How is it okay to make a film on "love failure" without consulting both sides of that love, and proclaim "Hero characterization is [sic] true reflection of him"? What about the heroine's characterization? 

This creates another problem. Is that why the heroine — both here and in RX 100 — come across as bad actors? The entire film, until the last half-hour they are literally 'acting' like they are in love. It is so forced, put on, pretentious. How then to parse bad acting from bad writing when the two are so inextricably tied? 


Ahan Shetty storms into the film with the sincerity of a debutante, the kind of sincerity that doesn't allow for immersion into character because it is so worried about how it will look on the silver screen. The way he stands like a hero, chest broad and hands by his side, betrays an unease with what the hands should do; the way he delivers dialogues of filmic intensity shows the perfectly pronounced, imperfectly felt theatricality; even the way he gets up to hug Daddy, you can see the rehearsal in his body's motions. In songs, you can even see him lip syncing lightly to the lines of the heroine. The problem is that a film like
Tadap needs a palpable intensity, and not schoolboy sincerity, to buy into. Without that, it just feels like two young lovers reading Rajat Arora's dialogues, which is exactly as laboured as it sounds. 

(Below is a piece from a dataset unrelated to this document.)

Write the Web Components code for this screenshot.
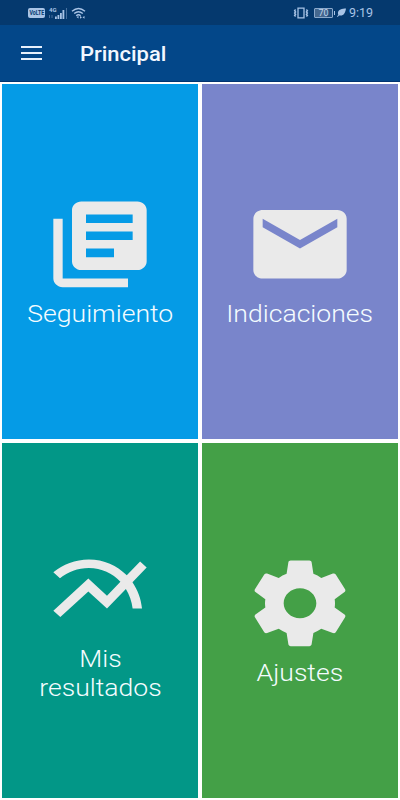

Speaking of Arora's dialogues, they announce themselves with his trademark verbose similes. It's just too much — the kind that causes fatigue in the ears, the kind that makes you impatient for a sentence to end. Can anyone forget the dialogues he wrote for Once Upon A Time In Mumbai Dobaara?  — Doodh mein jisne nimbu daala, paneer uska. (The man who puts lemon into the boiling milk, the paneer is his.) In Tadap, we get snake similes embedded in Naag Panchami references, metaphors of rubberbands and youth as an FD to be broken in old-age, whatever that means. Here are over-thought dialogues masquerading as effortless wit and the result is, understandably, baffling. 

You can watch RX 100 on Amazon Prime Video and Aha — the Telugu streaming platform. You can watch a Hindi dubbed version of RX 100 on Disney+ Hotstar. You can watch Tadap at a theater near you.